The only thing more surreal than Donald Trump's election was the American stock market's wildly bullish reaction to his upset win
Published: Sun 13 Nov 2016, 7:08 PM
Updated: Sun 13 Nov 2016, 9:15 PM
Financial shares rose 10-12 per cent last week after Trump won the election. Trumps has promised to rollback the regulations of the Obama era. Trump will probably fire the director of the Consumer Finance Protection Board and scrap the Department of Labour fiduciary rule. He judges Dodd Frank, the most crisis bank reform, "a disaster". His plans to increase infrastructure spending has led to a spike in interest rates. This has led to surge in the valuation of money centre banks, asset managers, life insurers and even asset managers on Wall Street. The Republican Party never embraced Dodd Frank or draconian rules on banking. Now Trump could well inaugurate a new era of financial deregulation to boost bank loan growth.
Trump has made no secret about his plans for fiscal stimulus or his frustration with the dovish Fed chair Janet Yellen. This means a high inflation risk premium for US Treasury debt and a sharply steeper government bond yield curve. Trump has a mandate for tax reform from the Republican Party, a key pillar of Paul Ryan's blueprint. His economic growth policy package is hugely bullish for US regional banks as it will goose balance sheet growth and returns on equity. The best positioned banks are those who will benefit most from a rollback of the consumer banking regulatory regime, have a high degree of operating/expense leverage and a liquid, asset sensitive balance sheet. Trump might not "make America great" but he has definitely made investing in Wells Fargo great as it shares have soared 11 per cent to 51 as I write. The Californian banking Cinderella finally found her Prince Charming or rather Prince Trumpkin!
The only thing more surreal than Donald Trump's election was the American stock market's wildly bullish reaction to his upset win. The world's biggest economy could, if Trump's campaign promises become policy, impose tariffs on China and label Beijing a "currency manipulator", repeal Nafta, build a wall across the Mexican border, "take" Iraq's oil, exit from Nato if Europe does not pay the bills for its own defense, scrap Obama's Iran nuclear deal, fire the Fed chairwoman and punish US companies who "offshore" manufacturing jobs. Not exactly a formula for a bull market!

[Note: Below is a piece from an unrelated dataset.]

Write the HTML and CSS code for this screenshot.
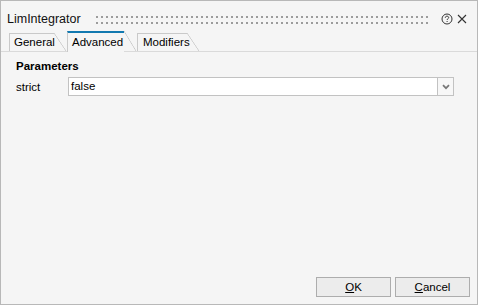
FILE: index.html
```html
<!DOCTYPE html>
<html>
<head>
<meta charset="utf-8">
<link rel="stylesheet" href="styles.css">
</head>
<body>
<div class="window">
  <div class="titlebar">
    <span class="title">LimIntegrator</span>
    <div class="grip"></div>
    <svg class="help" width="12" height="12" viewBox="0 0 12 12">
      <circle cx="6" cy="6" r="5" fill="none" stroke="#333" stroke-width="1"/>
      <path d="M4.3 4.8 C4.3 3.7 5 3.2 6 3.2 C7 3.2 7.7 3.7 7.7 4.6 C7.7 5.7 6.1 5.8 6.1 7" fill="none" stroke="#333" stroke-width="1"/>
      <rect x="5.6" y="8" width="1" height="1" fill="#333"/>
    </svg>
    <svg class="close" width="10" height="10" viewBox="0 0 10 10">
      <path d="M1 1 L9 9 M9 1 L1 9" stroke="#333" stroke-width="1.1" fill="none"/>
    </svg>
  </div>
  <div class="tabbar">
    <div class="tab tab-general">General</div>
    <div class="tab tab-advanced active">Advanced</div>
    <div class="tab tab-modifiers">Modifiers</div>
  </div>
  <div class="content">
    <div class="section">Parameters</div>
    <div class="row">
      <div class="label">strict</div>
      <div class="combo">
        <div class="field">false</div>
        <div class="dropbtn">
          <svg width="8" height="6" viewBox="0 0 8 6"><path d="M1 1.2 L4 4.2 L7 1.2" fill="none" stroke="#777" stroke-width="1.7"/></svg>
        </div>
      </div>
    </div>
  </div>
  <div class="footer">
    <button class="btn"><u>O</u>K</button>
    <button class="btn"><u>C</u>ancel</button>
  </div>
</div>
</body>
</html>
```
FILE: styles.css
```css
html, body {
  margin: 0;
  padding: 0;
  background: #f5f5f5;
}
.window {
  width: 478px;
  height: 305px;
  box-sizing: border-box;
  border: 1px solid #b8b8b8;
  background: #f5f5f5;
  display: flex;
  flex-direction: column;
  font-family: "Liberation Sans", Arial, sans-serif;
  color: #000;
}
.titlebar {
  height: 30px;
  box-sizing: border-box;
  padding: 6px 9px 0 6px;
  display: flex;
  align-items: center;
}
.title {
  font-size: 12.5px;
  color: #111;
}
.grip {
  flex: 1;
  height: 8px;
  margin: 1px 11px 0 15px;
  background-image: radial-gradient(circle at 1px 1px, #9c9c9c 1px, transparent 1.3px);
  background-size: 5px 6px;
}
.help {
  margin-right: 4px;
}
.close {
  margin-right: 1px;
}
.tabbar {
  height: 20px;
  border-bottom: 1px solid #dadada;
  display: flex;
  align-items: flex-end;
  padding-left: 8px;
  font-size: 11.5px;
}
.tab {
  position: relative;
  height: 18px;
  box-sizing: border-box;
  border-left: 1px solid #c9c9c9;
  border-top: 1px solid #c9c9c9;
  padding-left: 4px;
  line-height: 17px;
  margin-right: 13px;
  color: #000;
}
.tab::after {
  content: "";
  position: absolute;
  top: -1px;
  right: -12px;
  width: 12px;
  bottom: 0;
  background: linear-gradient(to top right, transparent calc(50% - 0.7px), #c9c9c9 50%, transparent calc(50% + 0.7px));
}
.tab.active {
  height: 21px;
  margin-bottom: -1px;
  background: #f5f5f5;
  border-top: 2px solid #1279b0;
  line-height: 18px;
}
.tab.active::after {
  top: -2px;
  bottom: 1px;
}
.tab-general { width: 45px; }
.tab-advanced { width: 57px; }
.tab-modifiers { width: 50px; padding-left: 5px; }
.content {
  padding: 7px 23px 0 15px;
}
.section {
  font-weight: bold;
  font-size: 11.5px;
  line-height: 14px;
}
.row {
  display: flex;
  align-items: center;
  margin-top: 4px;
}
.label {
  width: 52px;
  font-size: 11.5px;
}
.combo {
  flex: 1;
  height: 19px;
  display: flex;
}
.field {
  flex: 1;
  box-sizing: border-box;
  border: 1px solid #c2c2c2;
  background: #fff;
  padding-left: 2px;
  font-size: 11.5px;
  line-height: 17px;
}
.dropbtn {
  width: 16px;
  box-sizing: border-box;
  border: 1px solid #c2c2c2;
  border-left: none;
  background: #f7f7f7;
  display: flex;
  align-items: center;
  justify-content: center;
}
.footer {
  margin-top: auto;
  display: flex;
  justify-content: flex-end;
  gap: 4px;
  padding: 0 7px 7px 0;
}
.btn {
  width: 75px;
  height: 20px;
  box-sizing: border-box;
  border: 1px solid #adadad;
  background: #ececec;
  font-family: "Liberation Sans", Arial, sans-serif;
  font-size: 11.5px;
  color: #000;
  padding: 0;
  margin: 0;
}
```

Yet Wall Street has turned bullish on Trump's plan to lower corporate taxes, repeal financial regulation and boost infrastructure spending by $500 billion. This means a higher Uncle Sam budget deficit and higher inflation. Sectors that benefit from higher economic growth - copper, steel, construction materials, transport, industrial conglomerates, banks, engineering and machinery, were bid up by investors on Wall Street.
Yet Trumpnomics also means sharply higher US interest rates and at least three Federal Reserve rate hikes in 2017. So it triggered a surge in the US dollar, a meltdown in the US Treasury (and global government) bond markets and a stunning $80 an ounce fall in the price of gold.
The post-Lehman era of easy money and rock bottom interest rates is over. The post 1945 US dominated international trading order is threatened by Trump's economic populism and protectionist rhetoric. Trump's threat are not toothless since the Republicans now control the House and the Senate.
Economist calculate that Trump's pro-growth policies will add $10 extra EPS to the S&P 500 next year but also raise Uncle Sam's debt by 25 per cent in the next four years. As King dollar soars and the world bond market crashes, the risk of capital markets catastrophe has begun to rise. King Dollar will make protectionist policies inevitable as Trump seeks to protect US manufacturing jobs in the Rust Belt. China will then retaliate and the world will be plunged into a trade war that is a disaster for emerging markets. King Dollar, a bond market meltdown and a trade war defined Ronald Reagan's first three years in the Oval Office. The early 1980's also coincided with the worst global economic recession since the Great Depression.
Wall Street has concluded that Trump will implement Reaganomics for the Digital Age. I believe this bullish verdict is too premature. The wild market swings last week once again thought us that the pendulum of greed and fear swings at the speed of light.